O’Brien has been private trainer to John Magnier, the bloodstock colossus, since 1996, and when invited to train at Ballydoyle nearly three decades ago the weight of expectation must have been daunting, bordering on overwhelming.

Vincent O’Brien, a genius of his craft, had excelled at Ballydoyle for 50 years and had seemingly set the bar impossibly high for any successor. The baby-faced O’Brien had been making a name for himself with a plethora of Jumps winners; but this job was on another level.

If that wasn’t enough, he kept the wheels of his original base in Owning Hill rolling, despite the yards being about 25 miles apart. Amid juggling two strings under both codes (and being a champion in each sphere for a time), he and his wife Annemarie soon had four young children on their hands, too, with Joseph swiftly being followed by Sarah, Ana and Donnacha.

O’Brien’s youngsters would each go on to ride at least one winner for their father, with Joseph and Donnacha enjoying numerous victories at the highest level for him.

They have since gone on to carve their own successful training careers. Success breeding success. It is the O’Brien way.
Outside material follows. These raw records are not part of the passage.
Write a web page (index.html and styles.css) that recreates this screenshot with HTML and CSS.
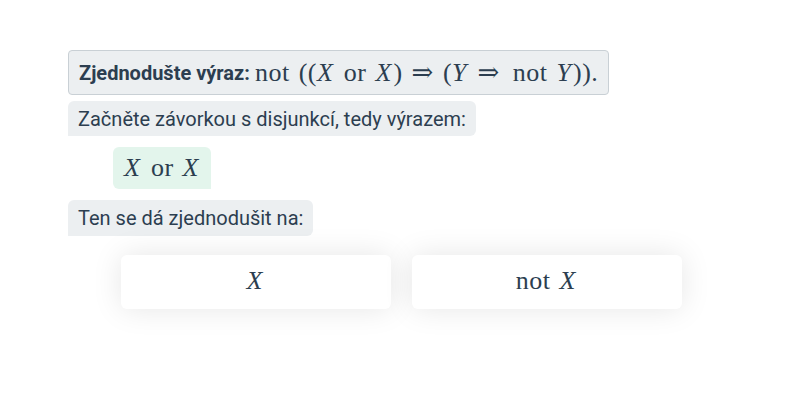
FILE: index.html
```html
<!DOCTYPE html>
<html>
<head>
<meta charset="utf-8">
<link rel="stylesheet" href="styles.css">
</head>
<body>
<div class="page">
  <div class="task"><b>Zjednodušte výraz:</b><span class="math">not<span class="sp"></span>((<i>X</i><span class="sp"></span>or<span class="sp"></span><i>X</i>)<span class="sp"></span>⇒<span class="sp"></span>(<i>Y</i><span class="sp"></span>⇒<span class="sp2"></span>not<span class="sp"></span><i>Y</i>)).</span></div>
  <div class="bubble">Začněte závorkou s disjunkcí, tedy výrazem:</div>
  <div class="answer"><span class="math"><i>X</i><span class="sp"></span>or<span class="sp"></span><i>X</i></span></div>
  <div class="bubble">Ten se dá zjednodušit na:</div>
  <div class="choices">
    <div class="card"><span class="math"><i>X</i></span></div>
    <div class="card"><span class="math">not<span class="sp"></span><i>X</i></span></div>
  </div>
</div>
</body>
</html>
```

FILE: styles.css
```css
html, body {
  margin: 0;
  background: #ffffff;
}
.page {
  min-height: 400px;
  box-sizing: border-box;
  padding: 50px 0 0 68px;
  font-family: Roboto, "Noto Sans", sans-serif;
  color: #2c3e50;
  font-size: 20px;
  display: flex;
  flex-direction: column;
  align-items: flex-start;
}
.math {
  font-family: "Liberation Serif", "DejaVu Serif", serif;
  font-size: 26px;
  letter-spacing: 0.5px;
  display: inline-flex;
  align-items: baseline;
}
.math i {
  font-style: italic;
  letter-spacing: 0;
  padding-right: 2px;
}
.sp {
  display: inline-block;
  width: 9px;
}
.sp2 {
  display: inline-block;
  width: 13px;
}
.task {
  background: #eceff1;
  border: 1px solid #c9d0d5;
  border-radius: 4px;
  box-sizing: border-box;
  height: 45px;
  padding: 0 10px;
  display: flex;
  align-items: center;
  gap: 5px;
}
.task b {
  font-weight: 700;
}
.bubble {
  background: #eceff1;
  border-radius: 6px 6px 6px 0;
  padding: 0 10px;
  height: 35px;
  display: flex;
  align-items: center;
  margin-top: 6px;
}
.answer + .bubble {
  margin-top: 11px;
  height: 36px;
}
.answer {
  margin: 11px 0 0 45px;
  background: #e3f5ec;
  border-radius: 6px 6px 0 6px;
  height: 42px;
  width: 98px;
  box-sizing: border-box;
  padding-left: 11px;
  display: flex;
  align-items: center;
}
.choices {
  align-self: stretch;
  margin-left: -68px;
  margin-top: 19px;
  display: flex;
  justify-content: center;
  gap: 21px;
  padding-left: 2px;
}
.card {
  width: 270px;
  height: 54px;
  box-sizing: border-box;
  padding-bottom: 3px;
  background: #ffffff;
  border-radius: 6px;
  box-shadow: 0 0 30px rgba(0, 0, 0, 0.1);
  display: flex;
  align-items: center;
  justify-content: center;
}
```
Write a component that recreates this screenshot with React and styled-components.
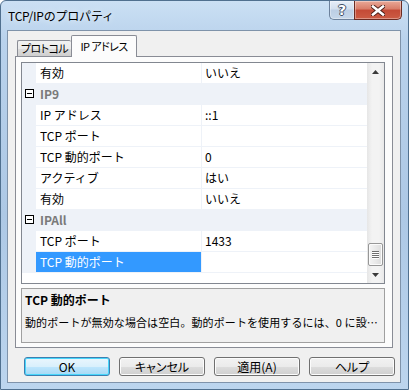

Back to the early days at Ballydoyle. O’Brien rose to all the challenges with the big winners flowing almost from day one. In turn, Coolmore’s breeding operation soared to new heights. They worked in beautiful tandem, and, of course, still do to this day.

O’Brien is probably at his most comfortable when at home, keeping an eagle eye on his 200 equine athletes. Ballydoyle is a phenomenal place, providing a tranquil setting for horses and humans, complete with its replica of Tattenham Corner. The Derby is never far from his thoughts.

Typically, the teetotaller rises at 04h45 every day and his phone is never switched off. His most relaxing time, he has said, is early evening when he walks from yard to yard, box to box, monitoring the beautiful, bewitching animals in his care.

His life revolves around horses, horses and more horses, although he sometimes finds time to watch the odd movie in the evening (by his own admission he generally falls asleep before the finish of them) and he attends church regularly.

He encourages everyone to stay in contact with their beliefs.“You can only control the things you can control, and you don’t worry about the things you can’t,” he said at a media morning not long after Saxon Warrior had given him his 300th Group 1 victory in 2018. “You just hope there is a far greater power there that might help control the things you can’t control for you.

“That’s the reality of life for us all, really. Everyone has their own beliefs, and nobody knows who is right or wrong but it’s always a help if somebody has a belief. We do our best every day and then if there is extra help out there, we are always very grateful for it.”

O’Brien doesn’t pray for his horses, but his faith in them is unshakeable. And with good reason.

His entry into the Hall of Fame is recognition of his genius and incredible contribution to the sport. There will surely never be another quite like him.